Post 2005 earthquake

Post 2005 earthquake, Pakistan witnessed an extraordinary period of improvements in disaster risk management (DRM) and emergency response (ER) institutions. My work, as an avid advocate of institutional strengthening always remained closely associated with government and major non-government organizations working in the sector. Therefore, I can remark that, notwithstanding the presence of relatively robust institutional arrangements at national and sub-national levels, disaster losses have persistently increased over the years, as a result of increased emphasis on managing the disasters, while allocating insufficient efforts towards reducing disaster risks. It is essentially an outcome of reactive approach and strict compartmentalized approach followed in socio-economic development process and disaster risk reduction (DRR) practices. The recommendations of the global frameworks, Sendai Framework for DRR (2015-30) and Sustainable Development Goals -SDGs (2015-30) also stress upon a need for embracing DRM as a holistic process to formulate risk informed development policies and integration of DRR strategies in development practices for reducing risk and building resilience at national, regional and global levels.
Recognizing the importance of developing systematic linkages between DRR and sustainable development policies to reduce disaster risks and building resilience, I intend to expand the focus of my work in future. As a future extension to my current endeavours I plan to help bridge the gap that exists between sustainable development and DRR by supporting mainstreaming risk reduction practices in socio-economic policies and planning process. My current specialized academic qualifications and numerous technical courses in DRM and ER combined with an experience of more than ten years have laid a strong foundation for my career progression. My selection of undermentioned university courses is based on the premise of my need for acquiring conceptual clarity, thorough understanding and comprehensive knowledge of nexus between sustainable development and DRR before embarking on my prospective quest.

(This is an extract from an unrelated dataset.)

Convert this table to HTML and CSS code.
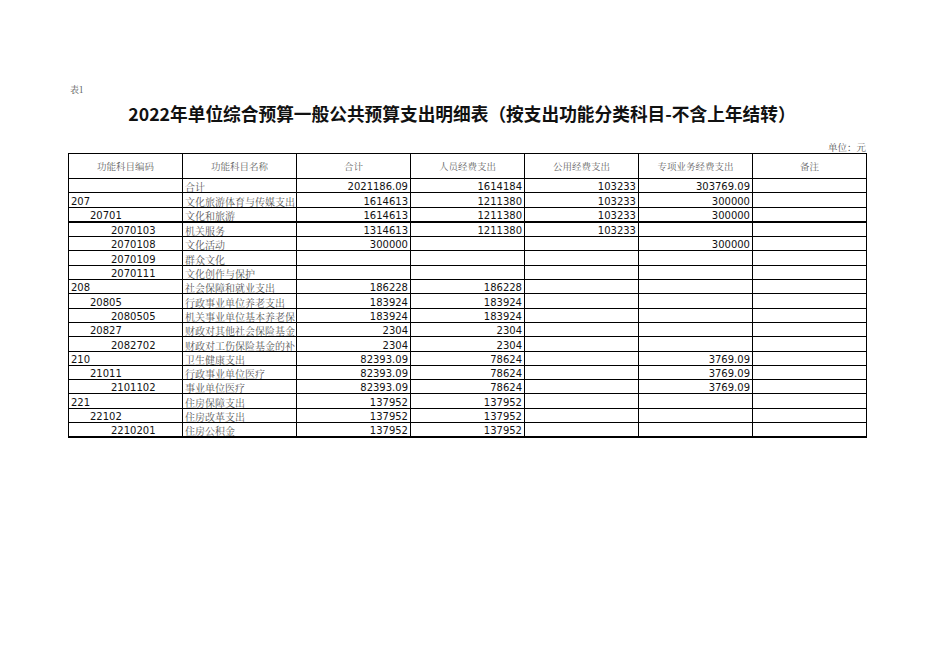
FILE: index.html
```html
<!DOCTYPE html>
<html lang="zh-CN">
<head>
<meta charset="utf-8">
<title>2022年单位综合预算一般公共预算支出明细表</title>
<link rel="stylesheet" href="styles.css">
</head>
<body>
<div class="page">
  <div class="label">表1</div>
  <h1 class="title">2022年单位综合预算一般公共预算支出明细表（按支出功能分类科目-不含上年结转）</h1>
  <div class="unit">单位：元</div>
  <table class="sheet">
    <colgroup>
      <col class="c"><col class="c"><col class="c"><col class="c"><col class="c"><col class="c"><col class="c">
    </colgroup>
    <thead>
      <tr>
        <th>功能科目编码</th><th>功能科目名称</th><th>合计</th><th>人员经费支出</th><th>公用经费支出</th><th>专项业务经费支出</th><th>备注</th>
      </tr>
    </thead>
    <tbody>
      <tr><td class="code"></td><td class="name">合计</td><td class="num">2021186.09</td><td class="num">1614184</td><td class="num">103233</td><td class="num">303769.09</td><td></td></tr>
      <tr><td class="code l1">207</td><td class="name">文化旅游体育与传媒支出</td><td class="num">1614613</td><td class="num">1211380</td><td class="num">103233</td><td class="num">300000</td><td></td></tr>
      <tr class="thick"><td class="code l2">20701</td><td class="name">文化和旅游</td><td class="num">1614613</td><td class="num">1211380</td><td class="num">103233</td><td class="num">300000</td><td></td></tr>
      <tr><td class="code l3">2070103</td><td class="name">机关服务</td><td class="num">1314613</td><td class="num">1211380</td><td class="num">103233</td><td class="num"></td><td></td></tr>
      <tr><td class="code l3">2070108</td><td class="name">文化活动</td><td class="num">300000</td><td class="num"></td><td class="num"></td><td class="num">300000</td><td></td></tr>
      <tr><td class="code l3">2070109</td><td class="name">群众文化</td><td class="num"></td><td class="num"></td><td class="num"></td><td class="num"></td><td></td></tr>
      <tr><td class="code l3">2070111</td><td class="name">文化创作与保护</td><td class="num"></td><td class="num"></td><td class="num"></td><td class="num"></td><td></td></tr>
      <tr><td class="code l1">208</td><td class="name">社会保障和就业支出</td><td class="num">186228</td><td class="num">186228</td><td class="num"></td><td class="num"></td><td></td></tr>
      <tr><td class="code l2">20805</td><td class="name">行政事业单位养老支出</td><td class="num">183924</td><td class="num">183924</td><td class="num"></td><td class="num"></td><td></td></tr>
      <tr><td class="code l3">2080505</td><td class="name"><div class="clip">机关事业单位基本养老保险缴费支出</div></td><td class="num">183924</td><td class="num">183924</td><td class="num"></td><td class="num"></td><td></td></tr>
      <tr><td class="code l2">20827</td><td class="name"><div class="clip">财政对其他社会保险基金的补助</div></td><td class="num">2304</td><td class="num">2304</td><td class="num"></td><td class="num"></td><td></td></tr>
      <tr><td class="code l3">2082702</td><td class="name"><div class="clip">财政对工伤保险基金的补助</div></td><td class="num">2304</td><td class="num">2304</td><td class="num"></td><td class="num"></td><td></td></tr>
      <tr><td class="code l1">210</td><td class="name">卫生健康支出</td><td class="num">82393.09</td><td class="num">78624</td><td class="num"></td><td class="num">3769.09</td><td></td></tr>
      <tr><td class="code l2">21011</td><td class="name">行政事业单位医疗</td><td class="num">82393.09</td><td class="num">78624</td><td class="num"></td><td class="num">3769.09</td><td></td></tr>
      <tr><td class="code l3">2101102</td><td class="name">事业单位医疗</td><td class="num">82393.09</td><td class="num">78624</td><td class="num"></td><td class="num">3769.09</td><td></td></tr>
      <tr><td class="code l1">221</td><td class="name">住房保障支出</td><td class="num">137952</td><td class="num">137952</td><td class="num"></td><td class="num"></td><td></td></tr>
      <tr><td class="code l2">22102</td><td class="name">住房改革支出</td><td class="num">137952</td><td class="num">137952</td><td class="num"></td><td class="num"></td><td></td></tr>
      <tr class="last"><td class="code l3">2210201</td><td class="name">住房公积金</td><td class="num">137952</td><td class="num">137952</td><td class="num"></td><td class="num"></td><td></td></tr>
    </tbody>
  </table>
</div>
</body>
</html>
```
FILE: styles.css
```css
html, body {
  margin: 0;
  padding: 0;
  background: #ffffff;
}

.page {
  width: 798px;
  padding: 84px 0 0 68px;
  font-family: "Noto Serif CJK SC", "Noto Sans CJK SC", serif;
  color: #555;
}

.label {
  height: 12px;
  line-height: 12px;
  font-size: 9px;
  padding-left: 2px;
  color: #555;
}

.title {
  margin: 2px 0 0 -10px;
  height: 30px;
  line-height: 30px;
  font-size: 17.7px;
  font-weight: 700;
  text-align: center;
  color: #111;
  font-family: "Noto Sans CJK SC", sans-serif;
}

.unit {
  margin-top: 13px;
  height: 12px;
  line-height: 12px;
  font-size: 9.5px;
  text-align: right;
  color: #555;
}

.sheet {
  border-collapse: collapse;
  table-layout: fixed;
  width: 799px;
  border: 1px solid #000;
  border-bottom: 2px solid #000;
}

.sheet col.c {
  width: 114px;
}

.sheet th {
  height: 24px;
  padding: 0;
  border: 1px solid #000;
  font-weight: 400;
  font-size: 9.5px;
  color: #666;
  text-align: center;
  vertical-align: middle;
}

.sheet td {
  height: 13.3px;
  padding: 0 2px;
  border: 1px solid #000;
  line-height: 10px;
  vertical-align: bottom;
  white-space: nowrap;
  overflow: hidden;
}

.sheet tr.thick td {
  border-bottom: 2px solid #000;
}

.sheet tr.last td {
  border-bottom: 2px solid #000;
}

.code,
.num {
  font-family: "DejaVu Sans", Verdana, sans-serif;
  font-size: 10px;
  color: #111;
}

.code.l1 { padding-left: 2px; }
.code.l2 { padding-left: 21px; }
.code.l3 { padding-left: 42px; }

.num {
  text-align: right;
  padding-right: 1px;
}

.name {
  font-size: 10px;
  color: #555;
}

.clip {
  width: 110px;
  overflow: hidden;
  white-space: nowrap;
}
```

(i) Disasters, Adaptation and Development – (MA) King’s College London, University of London: The course takes a social development perspective, covering issues such as human vulnerability, poverty alleviation and international development.
(ii) Disaster Management and Sustainable Development- (MSc) Northumbria University: The course explores the ways in which sustainable development informs policies at various levels while also touching upon aspects of human health and well-being associated with disasters. The course is supported by the Disaster and Development Network (DDN), providing an opportunity for enhanced professional networking.
(iii) International Disaster Management-(MSc) University of Manchester: This course adopts a socio-economic and cultural standpoint to study processes that intersect with DRM with an emphasis on understanding the disaster risk governance.
Nonetheless, the main focus of all selected study courses remains on critically examining the connection that exists between sustainable development, vulnerability and exposure to the hazards, also referred to as the drivers of risk. These multidisciplinary courses objectively analyse contemporary trends in academic research and policies pertaining to DRR and sustainable development through various dedicated and elective modules, making them perfectly suitable for me to pursue my future career objectives.